Never Have I Ever is crazy simple, and that’s why it’s so great. Everyone needs a drink (duh) and you all sit around together taking it in turns to say ‘Never Have I Ever….’ then they say something they’ve done. They take a drink, and if you have also done that thing, you also take a drink. You can play the game really simple to get everyone, like Never Have I Ever kissed a boy….Never Have I Ever drank alcohol….Never Have I Ever danced to the Spice Girls, and so on. But you can say whatever you want, so you could take it in a kinda sexually deviant direction, or use your knowledge of your friends misdeeds to specifically target them (WHICH HAPPENS TO ME ALL THE TIME), and you can basically play for as long as people are willing to admit to things. If you’re stuck for things to ask, the internet is a helpful place! Try here, here, here or here!
The Compliments Game
This is a solid one for a predrinks where someone is having an absolute nightmare, hates their outfit and is strongly considering going out with a bag over their head, or if someones had a bad week in work, or if someones been fucked over by an awful boy. Basically, this is your predrinks game of choice if anyone/all of you, need a boost!
Again, everyone needs a drink! When everyone has a drink, you all sit together and going around in a circle pay a compliment to someone in the room, and if anyone else agrees with the compliment, they drink (and you drink, ’cause you’ve paid the compliment so you obvs agreed with it!). So I’d say ‘I think Liz is AMAZING’ and everyone would drink cause they all agreed with me that Liz is amazing, really simple. This is one of my favourite drinking games, and not just because I’m a narcissist – it puts everyone in such a nice, nice mood.
The Truths Game
Shockingly, this is quite similar to the compliments game, but a bit juicer. It only really works if you’re all the same friends circle and all kind of know the same people though.

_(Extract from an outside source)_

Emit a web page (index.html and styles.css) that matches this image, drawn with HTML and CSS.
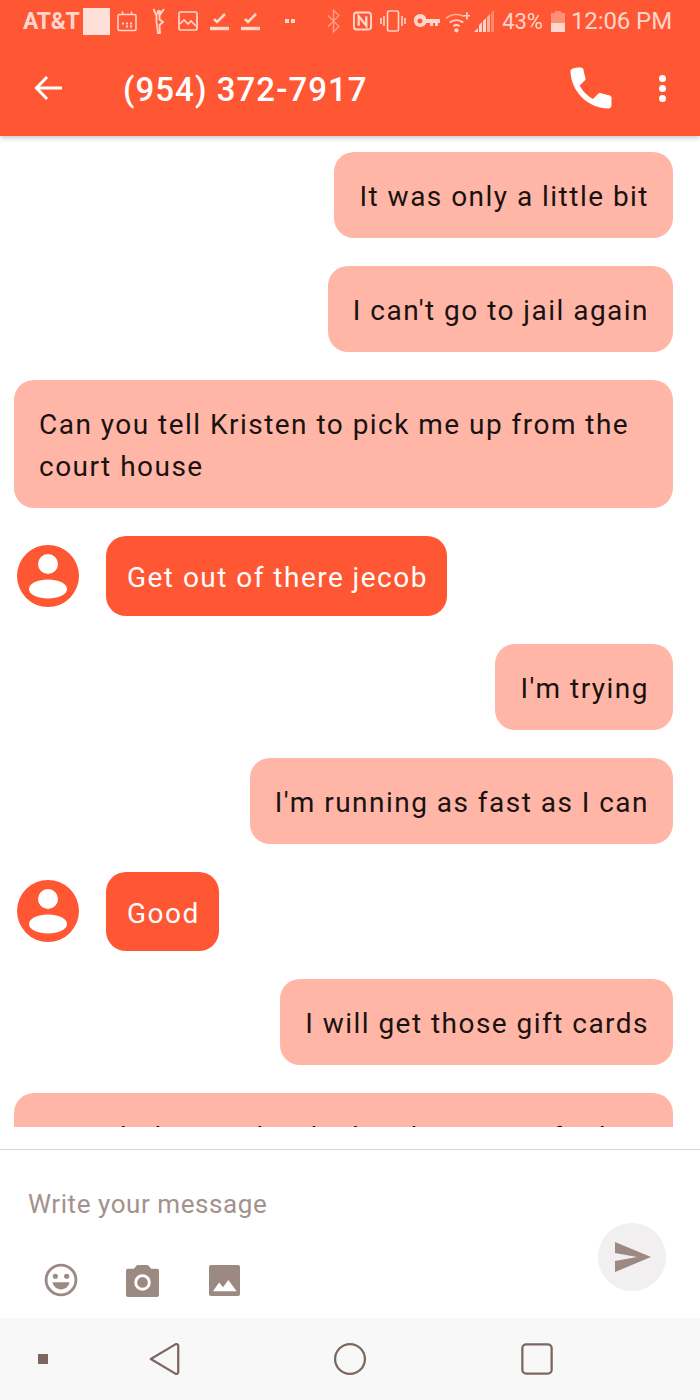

So everyone grabs a drink, and takes it in turns to say a truth – if anyone else agrees with the truth, they drink when you do. For example you might say ‘I’ve always secretly fancied Daryl Dixon’ (this is a terrible example because EVERYONE fancies Daryl Dixon, but you get the gist) and then you would drink and so would all your friends. The game works better if you substitute actual people though – although an embarassing sleb crush doesn’t go amiss.
This is actually probably the hardest game to play – just because it takes a bit more thinking. Everyone needs a drink, and you all sit around in a circle. Person A whispers a question to Person B, and the answer has to be a person in the room. So Person A might whisper ‘Who has the best hair tonight?’ and Person B would say ‘Person D’. But since Person D doesn’t know what the question is, they get (you guessed it) Paranoid! If Person D wants to know what question Person A asked, they have to drink and Person A has to tell them! Then, Person B whispers a question to Person C and the game goes on!
Cards Against Humanity
The Party Game for Horrible People! Alright, this isn’t technically a drinking game, but you can make it one! To start, you need a set of Cards Against Humanity, which you can buy on their website here. If you’re feeling more frugal, you can even download a PDF version from the website and make your own!
One person needs to be judge (According to the official CAH rules, it’s the person who pooped last) and everyone else is the player. Each player gets ten white cards, which are the ‘answer’ cards, and the judge puts down a black ‘question’ card. For people not familiar with CAH, some of the answer cards you’ll get include: Court ordered rehab, Not giving a shit about the Third World and A windmill full of corpses, and some of the question cards you’ll get include: When I am the President of the United States of America, I will create the Department of __________________, What gets better with age? and What will I take back in time to convince people I am a powerful wizard?
All the players put down what they think is the funniest white answer card, and the judge picks a winner. Everyone who isn’t the winner, drinks!
These are basically my four favourite drinking games, but there are sooo many more out there, so don’t limit yourself – the internet is full of brilliant ideas to jazz up predrinks when you’ve worn these out!
Remember, always be sensible when you drink and don’t put yourself in danger – visit Drink Aware for more info and help.